Stated task
Using the records that follow, reproduce exactly the lines starting at the line containing "Write a component" and ending at the line containing "const CODE_LENGTH = 4;". Include both end lines and no pictures.

Records supplied
* Begin *

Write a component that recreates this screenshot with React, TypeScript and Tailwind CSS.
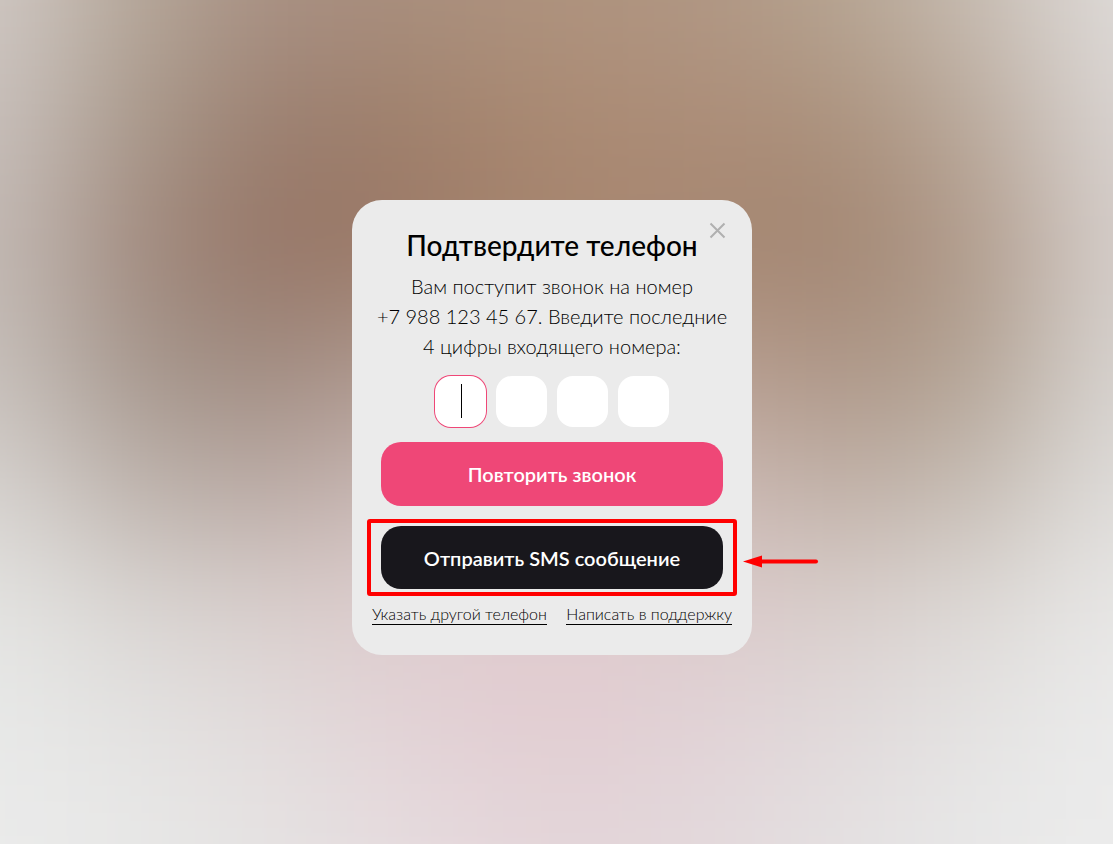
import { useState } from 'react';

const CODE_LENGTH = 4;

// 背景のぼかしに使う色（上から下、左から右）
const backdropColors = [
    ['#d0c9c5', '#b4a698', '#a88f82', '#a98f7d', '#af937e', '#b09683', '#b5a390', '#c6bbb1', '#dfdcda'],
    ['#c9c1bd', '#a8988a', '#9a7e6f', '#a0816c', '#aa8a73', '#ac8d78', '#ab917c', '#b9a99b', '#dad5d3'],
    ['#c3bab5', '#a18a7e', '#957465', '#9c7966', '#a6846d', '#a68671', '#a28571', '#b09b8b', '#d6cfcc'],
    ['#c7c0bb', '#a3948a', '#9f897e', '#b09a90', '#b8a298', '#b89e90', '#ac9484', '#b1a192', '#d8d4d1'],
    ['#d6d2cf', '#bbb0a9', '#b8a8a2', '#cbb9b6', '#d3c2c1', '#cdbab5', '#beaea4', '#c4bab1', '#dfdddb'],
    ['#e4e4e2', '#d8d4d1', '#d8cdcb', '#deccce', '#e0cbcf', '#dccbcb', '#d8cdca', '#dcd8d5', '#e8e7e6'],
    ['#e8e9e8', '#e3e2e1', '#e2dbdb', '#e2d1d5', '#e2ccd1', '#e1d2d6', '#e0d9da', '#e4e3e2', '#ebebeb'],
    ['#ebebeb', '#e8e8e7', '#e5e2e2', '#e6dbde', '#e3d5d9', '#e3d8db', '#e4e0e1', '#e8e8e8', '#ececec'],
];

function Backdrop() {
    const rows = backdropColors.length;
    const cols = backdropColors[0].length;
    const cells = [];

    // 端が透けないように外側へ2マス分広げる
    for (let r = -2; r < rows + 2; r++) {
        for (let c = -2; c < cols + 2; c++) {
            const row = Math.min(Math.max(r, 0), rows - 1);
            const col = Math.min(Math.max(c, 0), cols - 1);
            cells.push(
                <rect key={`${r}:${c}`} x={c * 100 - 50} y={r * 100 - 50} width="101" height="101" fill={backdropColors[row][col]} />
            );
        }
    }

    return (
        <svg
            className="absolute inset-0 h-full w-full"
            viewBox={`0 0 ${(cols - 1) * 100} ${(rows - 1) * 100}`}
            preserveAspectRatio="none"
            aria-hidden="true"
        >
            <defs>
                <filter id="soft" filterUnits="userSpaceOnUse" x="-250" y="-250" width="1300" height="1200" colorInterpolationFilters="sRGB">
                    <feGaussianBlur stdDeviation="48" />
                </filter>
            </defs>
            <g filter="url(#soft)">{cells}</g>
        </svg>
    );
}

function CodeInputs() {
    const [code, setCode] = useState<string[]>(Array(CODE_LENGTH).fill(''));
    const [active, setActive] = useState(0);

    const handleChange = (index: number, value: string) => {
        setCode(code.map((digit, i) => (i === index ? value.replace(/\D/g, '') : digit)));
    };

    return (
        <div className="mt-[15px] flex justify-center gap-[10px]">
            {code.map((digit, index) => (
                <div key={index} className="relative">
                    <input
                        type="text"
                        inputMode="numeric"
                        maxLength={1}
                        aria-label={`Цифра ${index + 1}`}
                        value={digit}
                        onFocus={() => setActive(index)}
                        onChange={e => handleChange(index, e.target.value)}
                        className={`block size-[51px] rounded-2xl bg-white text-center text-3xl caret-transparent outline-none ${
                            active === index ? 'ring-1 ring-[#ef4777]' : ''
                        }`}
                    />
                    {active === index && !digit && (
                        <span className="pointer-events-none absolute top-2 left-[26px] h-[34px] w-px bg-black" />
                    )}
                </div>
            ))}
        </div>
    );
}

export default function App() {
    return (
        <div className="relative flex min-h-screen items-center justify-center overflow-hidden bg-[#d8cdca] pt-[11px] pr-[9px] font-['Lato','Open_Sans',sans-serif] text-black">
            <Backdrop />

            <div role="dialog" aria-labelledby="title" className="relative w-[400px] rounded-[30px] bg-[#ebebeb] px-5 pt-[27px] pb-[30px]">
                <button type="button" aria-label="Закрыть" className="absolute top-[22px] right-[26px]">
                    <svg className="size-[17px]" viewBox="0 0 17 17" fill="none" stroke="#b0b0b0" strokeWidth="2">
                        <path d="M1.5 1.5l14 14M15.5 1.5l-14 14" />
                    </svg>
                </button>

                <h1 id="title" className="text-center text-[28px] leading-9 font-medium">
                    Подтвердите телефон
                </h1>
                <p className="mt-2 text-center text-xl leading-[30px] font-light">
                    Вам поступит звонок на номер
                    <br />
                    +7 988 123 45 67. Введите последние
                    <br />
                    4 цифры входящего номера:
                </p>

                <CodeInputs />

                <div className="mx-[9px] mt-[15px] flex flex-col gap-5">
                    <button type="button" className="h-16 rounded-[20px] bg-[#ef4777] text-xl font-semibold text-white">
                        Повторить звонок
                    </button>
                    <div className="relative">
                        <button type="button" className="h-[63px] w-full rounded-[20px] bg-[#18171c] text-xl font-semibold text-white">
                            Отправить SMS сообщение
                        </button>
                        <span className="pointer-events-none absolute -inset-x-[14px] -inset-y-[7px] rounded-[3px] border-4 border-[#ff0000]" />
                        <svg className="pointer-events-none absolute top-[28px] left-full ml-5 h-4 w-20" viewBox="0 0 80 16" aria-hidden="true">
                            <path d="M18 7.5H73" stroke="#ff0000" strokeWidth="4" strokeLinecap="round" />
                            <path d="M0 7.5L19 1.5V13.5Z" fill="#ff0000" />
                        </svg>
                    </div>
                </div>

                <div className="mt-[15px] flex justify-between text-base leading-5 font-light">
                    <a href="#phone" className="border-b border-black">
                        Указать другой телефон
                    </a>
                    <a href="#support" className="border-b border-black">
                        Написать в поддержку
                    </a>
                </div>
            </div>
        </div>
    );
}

* End *
* Begin *

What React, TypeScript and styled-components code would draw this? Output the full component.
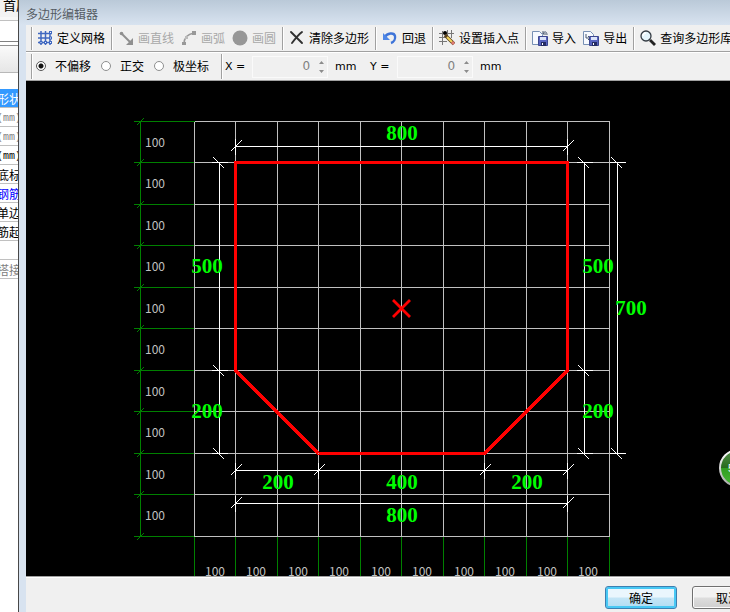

* End *

Task answer
Write a component that recreates this screenshot with React, TypeScript and Tailwind CSS.
import { useState } from 'react';

const CODE_LENGTH = 4;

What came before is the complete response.